> **What is being asked**
Leave out the pictures and repeat the rest of the material exactly.

> **Data shown**
▼
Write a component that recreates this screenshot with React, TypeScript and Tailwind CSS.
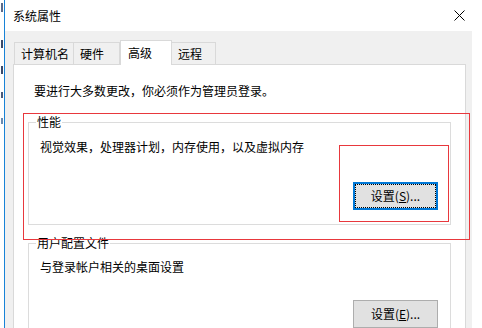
import React from 'react';

const font = "font-['Noto_Sans_CJK_SC','Microsoft_YaHei',sans-serif]";

const Tab: React.FC<{ label: string; w: string; active?: boolean; first?: boolean }> = ({ label, w, active, first }) =>
  active ? (
    <div className={`relative z-10 -mb-px flex h-[25px] items-start border border-b-0 border-[#d9d9d9] bg-white pl-[7px] pt-[3px] ${w}`}>
      {label}
    </div>
  ) : (
    <div
      className={`flex h-[22px] items-center border-t border-r border-[#d9d9d9] bg-[#f0f0f0] pl-[6px] pt-px ${first ? 'ml-px border-l' : ''} ${w}`}
    >
      {label}
    </div>
  );

const Button: React.FC<{ children: React.ReactNode; focused?: boolean }> = ({ children, focused }) => (
  <div
    className={`flex h-[28px] w-[85px] items-center justify-center bg-[#e1e1e1] ${
      focused
        ? 'border-2 border-[#0078d7] outline outline-1 outline-dotted outline-black outline-offset-[-3px]'
        : 'border border-[#adadad]'
    }`}
  >
    {children}
  </div>
);

const GroupBox: React.FC<{ title: string; text: string; className: string; button: React.ReactNode; pt: string }> = ({
  title, text, className, button, pt,
}) => (
  <div className={`relative flex flex-col border border-[#dcdcdc] pl-[11px] pr-[12px] ${pt} ${className}`}>
    <span className="absolute left-[7px] top-[-9px] bg-white px-px leading-4">{title}</span>
    <div className="leading-4">{text}</div>
    {button}
  </div>
);

export default function App() {
  return (
    <div className={`relative flex h-[328px] w-[482px] overflow-hidden bg-white text-[12px] text-black ${font}`}>
      {/* clipped bits of the window behind */}
      <div className="flex w-[4px] flex-col pl-px">
        <div className="mt-[3px] h-[9px] w-[2px] bg-[#5a6a8a]" />
        <div className="mt-[28px] h-[8px] w-[2px] bg-[#3a4a6a]" />
        <div className="mt-[18px] h-[8px] w-[2px] bg-[#3a4a6a]" />
        <div className="mt-[18px] h-[6px] w-[2px] bg-[#4a5a7a]" />
        <div className="mt-[20px] h-[6px] w-[2px] bg-[#6a8ab0]" />
      </div>
      <div className="w-px bg-[#1883d7]" />

      <div className="flex flex-1 flex-col">
        {/* title bar */}
        <div className="flex h-[31px] shrink-0 items-center pl-[8px] pr-[17px]">
          <span className="leading-4">系统属性</span>
          <svg className="ml-auto" width="11" height="11" viewBox="0 0 11 11">
            <path d="M0.5 0.5 L10.5 10.5 M10.5 0.5 L0.5 10.5" stroke="#000" strokeWidth="1" fill="none" />
          </svg>
        </div>

        <div className="flex flex-1">
          <div className="flex w-[467px] flex-col bg-[#f0f0f0] pl-[8px] pr-[6px] pt-[9px]">
            {/* tabs */}
            <div className="flex h-[24px] items-end">
              <Tab label="计算机名" w="w-[60px]" first />
              <Tab label="硬件" w="w-[46px]" />
              <Tab label="高级" w="w-[52px]" active />
              <Tab label="远程" w="w-[44px]" />
            </div>

            {/* tab panel */}
            <div className="flex h-[300px] flex-col border border-[#d9d9d9] bg-white px-[14px] pt-[18px]">
              <div className="ml-[6px] leading-4">要进行大多数更改，你必须作为管理员登录。</div>

              <GroupBox
                title="性能"
                text="视觉效果，处理器计划，内存使用，以及虚拟内存"
                className="mt-[23px] h-[103px]"
                pt="pt-[16px]"
                button={
                  <div className="mt-auto mb-[14px] self-end">
                    <Button focused>
                      设置(<u>S</u>)...
                    </Button>
                  </div>
                }
              />

              <GroupBox
                title="用户配置文件"
                text="与登录帐户相关的桌面设置"
                className="mt-[18px] h-[103px]"
                pt="pt-[15px]"
                button={
                  <div className="mt-[25px] self-end">
                    <Button>
                      设置(<u>E</u>)...
                    </Button>
                  </div>
                }
              />
            </div>
          </div>
          <div className="flex-1 bg-white" />
        </div>
      </div>

      {/* red annotation boxes */}
      <div className="absolute left-[23px] top-[113px] h-[127px] w-[447px] border border-[#e8383d]" />
      <div className="absolute left-[339px] top-[145px] h-[77px] w-[110px] border border-[#e8383d]" />
    </div>
  );
}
▲
> **Output for this task**
Write a component that recreates this screenshot with React, TypeScript and Tailwind CSS.
import React from 'react';

const font = "font-['Noto_Sans_CJK_SC','Microsoft_YaHei',sans-serif]";

const Tab: React.FC<{ label: string; w: string; active?: boolean; first?: boolean }> = ({ label, w, active, first }) =>
  active ? (
    <div className={`relative z-10 -mb-px flex h-[25px] items-start border border-b-0 border-[#d9d9d9] bg-white pl-[7px] pt-[3px] ${w}`}>
      {label}
    </div>
  ) : (
    <div
      className={`flex h-[22px] items-center border-t border-r border-[#d9d9d9] bg-[#f0f0f0] pl-[6px] pt-px ${first ? 'ml-px border-l' : ''} ${w}`}
    >
      {label}
    </div>
  );

const Button: React.FC<{ children: React.ReactNode; focused?: boolean }> = ({ children, focused }) => (
  <div
    className={`flex h-[28px] w-[85px] items-center justify-center bg-[#e1e1e1] ${
      focused
        ? 'border-2 border-[#0078d7] outline outline-1 outline-dotted outline-black outline-offset-[-3px]'
        : 'border border-[#adadad]'
    }`}
  >
    {children}
  </div>
);

const GroupBox: React.FC<{ title: string; text: string; className: string; button: React.ReactNode; pt: string }> = ({
  title, text, className, button, pt,
}) => (
  <div className={`relative flex flex-col border border-[#dcdcdc] pl-[11px] pr-[12px] ${pt} ${className}`}>
    <span className="absolute left-[7px] top-[-9px] bg-white px-px leading-4">{title}</span>
    <div className="leading-4">{text}</div>
    {button}
  </div>
);

export default function App() {
  return (
    <div className={`relative flex h-[328px] w-[482px] overflow-hidden bg-white text-[12px] text-black ${font}`}>
      {/* clipped bits of the window behind */}
      <div className="flex w-[4px] flex-col pl-px">
        <div className="mt-[3px] h-[9px] w-[2px] bg-[#5a6a8a]" />
        <div className="mt-[28px] h-[8px] w-[2px] bg-[#3a4a6a]" />
        <div className="mt-[18px] h-[8px] w-[2px] bg-[#3a4a6a]" />
        <div className="mt-[18px] h-[6px] w-[2px] bg-[#4a5a7a]" />
        <div className="mt-[20px] h-[6px] w-[2px] bg-[#6a8ab0]" />
      </div>
      <div className="w-px bg-[#1883d7]" />

      <div className="flex flex-1 flex-col">
        {/* title bar */}
        <div className="flex h-[31px] shrink-0 items-center pl-[8px] pr-[17px]">
          <span className="leading-4">系统属性</span>
          <svg className="ml-auto" width="11" height="11" viewBox="0 0 11 11">
            <path d="M0.5 0.5 L10.5 10.5 M10.5 0.5 L0.5 10.5" stroke="#000" strokeWidth="1" fill="none" />
          </svg>
        </div>

        <div className="flex flex-1">
          <div className="flex w-[467px] flex-col bg-[#f0f0f0] pl-[8px] pr-[6px] pt-[9px]">
            {/* tabs */}
            <div className="flex h-[24px] items-end">
              <Tab label="计算机名" w="w-[60px]" first />
              <Tab label="硬件" w="w-[46px]" />
              <Tab label="高级" w="w-[52px]" active />
              <Tab label="远程" w="w-[44px]" />
            </div>

            {/* tab panel */}
            <div className="flex h-[300px] flex-col border border-[#d9d9d9] bg-white px-[14px] pt-[18px]">
              <div className="ml-[6px] leading-4">要进行大多数更改，你必须作为管理员登录。</div>

              <GroupBox
                title="性能"
                text="视觉效果，处理器计划，内存使用，以及虚拟内存"
                className="mt-[23px] h-[103px]"
                pt="pt-[16px]"
                button={
                  <div className="mt-auto mb-[14px] self-end">
                    <Button focused>
                      设置(<u>S</u>)...
                    </Button>
                  </div>
                }
              />

              <GroupBox
                title="用户配置文件"
                text="与登录帐户相关的桌面设置"
                className="mt-[18px] h-[103px]"
                pt="pt-[15px]"
                button={
                  <div className="mt-[25px] self-end">
                    <Button>
                      设置(<u>E</u>)...
                    </Button>
                  </div>
                }
              />
            </div>
          </div>
          <div className="flex-1 bg-white" />
        </div>
      </div>

      {/* red annotation boxes */}
      <div className="absolute left-[23px] top-[113px] h-[127px] w-[447px] border border-[#e8383d]" />
      <div className="absolute left-[339px] top-[145px] h-[77px] w-[110px] border border-[#e8383d]" />
    </div>
  );
}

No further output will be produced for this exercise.